Читая работу Вадима Кожинова "Роман — эпос нового времени", убеждаешься в том, что роман — явление самой высокой художественной нерациональности. Все системы юридических речей, нравственных классификаций и формальных суждений о человеке бессильны в пространстве романа. Здесь не имеет никакого смысла метод заучивания: даже самые правильные фразы, оказываясь в романном мире, теряют свою объективность. В теоретической работе Кожинова открывается то, что мы можем назвать "дидактикой романа": надо отказаться от "теоретической жизни", от власти заранее известных норм, чтобы не "теория", а "жизнь" во всей своей непредсказуемости охватила человека. Надо, чтобы состоялась встреча человека с тем миром, в котором только свободные, никем не сдерживаемые движения могут привести к познанию. "В освоении переходного, шатающегося мира не помогут, а лишь помешают сложившиеся идеи", — пишет Кожинов. Романы Достоевского, освобождённые от власти железного Закона, предоставляют такую возможность, дарят возможность встречи с самим собой в пространстве, где без конца идёт поиск, но не чтение заранее заготовленных и много раз проверенных заповедей. "Раскольников, кажется, вышел из игры, но потрясавшие его вопросы по-прежнему грозны и неприступны", — пишет Вадим Кожинов, разбивая иллюзии тех, кто считает, что приход Родиона к Соне и Евангелию снимает все вопросы. Нет, не снимает. Роман Достоевского, сталкивая человека с реальностью трагедии, сохраняет Раскольникову жизнь, но это совсем не тот "оптимизм", в котором можно успокоиться. Роман в самых суровых проявлениях своего иррационализма успокоения не обещает. Именно в этом христианский смысл самой романной формы: без раскрытия внутреннего мира, без личностного, духовного, а не формально-ментального приобщения к жизни ни о каком спасении и думать не стоит. Рискнём предположить, что уже в начале 60-х годов роман Достоевского (именно как жанр) был для Кожинова самым очевидным и доступным явлением христианской философии. "Незавершённость" и "открытость", о которых так часто говорит Кожинов, оказываются признаками христианского мира.

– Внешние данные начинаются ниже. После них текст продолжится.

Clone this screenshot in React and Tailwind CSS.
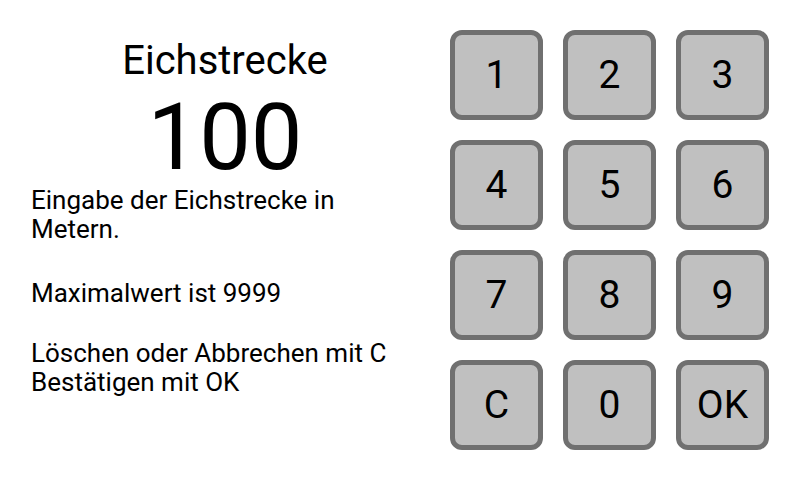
import React, { useState } from 'react';

const KEYS = ['1', '2', '3', '4', '5', '6', '7', '8', '9', 'C', '0', 'OK'];

const Key = ({ label, onPress }) => (
  <button
    type="button"
    onClick={() => onPress(label)}
    className="w-[93px] h-[90px] rounded-[12px] border-[5px] border-[#707070] bg-[#c0c0c0] flex items-center justify-center text-[39px] leading-none text-black"
  >
    {label}
  </button>
);

export default function App() {
  const [value, setValue] = useState('100');

  const handlePress = (key) => {
    if (key === 'C') {
      setValue('');
      return;
    }
    if (key === 'OK') return;
    // Maximalwert ist 9999
    if (value.length >= 4) return;
    setValue((v) => (v === '0' ? key : v + key));
  };

  return (
    <div
      className="w-[800px] h-[480px] bg-white flex text-black"
      style={{ fontFamily: 'Roboto, "Liberation Sans", sans-serif' }}
    >
      {/* Anzeige und Hinweise */}
      <div className="w-[450px] flex flex-col">
        <h1 className="mt-[37px] text-center text-[40px] leading-[48px] font-normal">
          Eichstrecke
        </h1>
        <div className="mt-[7px] text-center text-[92px] leading-[92px] h-[92px]">
          {value}
        </div>
        <div className="mt-[2px] ml-[31px] w-[375px] text-[26px] leading-[29px]">
          <p>Eingabe der Eichstrecke in Metern.</p>
          <p className="mt-[35px]">Maximalwert ist 9999</p>
          <p className="mt-[31px]">
            Löschen oder Abbrechen mit C
            <br />
            Bestätigen mit OK
          </p>
        </div>
      </div>

      {/* Ziffernblock */}
      <div className="pt-[30px] grid grid-cols-[repeat(3,93px)] gap-x-[20px] gap-y-[20px] content-start">
        {KEYS.map((k) => (
          <Key key={k} label={k} onPress={handlePress} />
        ))}
      </div>
    </div>
  );
}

Нерациональный характер романа утверждает и Юрий Селезнёв, но у него это не только возвышение романной формы Достоевского, но и постоянная борьба с тем мышлением, которое этой форме активно противостоит. В книге Селезнёва Достоевский — разоблачитель ветхозаветного сознания, под которым Юрий Иванович понимает не органический пролог Нового Завета, а обособленный мир избыточного, железного Закона, который никогда не сумеет примириться с тем, что Евангелие есть. Видимо, гневно рассуждая о ветхозаветности, Селезнёв представляет себе мир фарисеев — лицемеров и книжников, стремившихся в своей превдоправедности лишь к одному — погубить Христа. "Это мир принципиально завершённый и в сути своей неизменный", — пишет о Ветхом Завете автор книги "В мире Достоевского". По его мнению, ветхозаветность — это идея национальной исключительности; образ национального спасителя, скрытого от других народов; экспансионистская идеология. Селезнёв рассуждает об "угрозе любого рода теорий исключительности и избранности". "В противовес Достоевский и выдвигает свою идею спасения мира силой русского братства", — пишет Юрий Селезнев. Идея всемирного братства — "не есть исключительно русское достояние, но великая дорога, путь к "золотому веку" для всех без исключения народов. Для всего человечества". Только братством и можно победить "Зверя Апокалипсиса в мире чистогана". Судя по всему, Юрий Селезнев считает, что ветхозаветная идеология в современном мире сохранила свой монологизм, но теперь он проявляется ещё в одной опасной форме — в обожествлении денег.
"Идеолог нового древнерусского государства, Иларион противопоставляет библейской идее о "богоизбранности" одного народа — идею равноправия всех народов, вскрывает глубинные корни двух разных сознаний — заключённого в Библии, основанного на "законе" и "данного через Евангелие — "благодати", — вспоминает Селезнёв древнерусскую религиозную классику. В этом контексте он и рассматривает Достоевского, который в своём романном мире преодолевает монологические отношения. Пафос борьбы усиливается у Юрия Селезнёва с каждой страницей: "Бог Ветхого Завета диктует свои условия, и только тогда и до тех пор, пока народ безукоснительно будет исполнять эти данные ему извне законы — он будет "богоизбранным". Такое подзаконное положение Иларион назвал рабским. Сейчас не будем рассматривать вопрос, прав или не прав Селезнёв в богословском плане. Отметим главное: диалогический Достоевский противостоит монологизму древнееврейского сознания, сохраняющего мощное влияние в современном мире.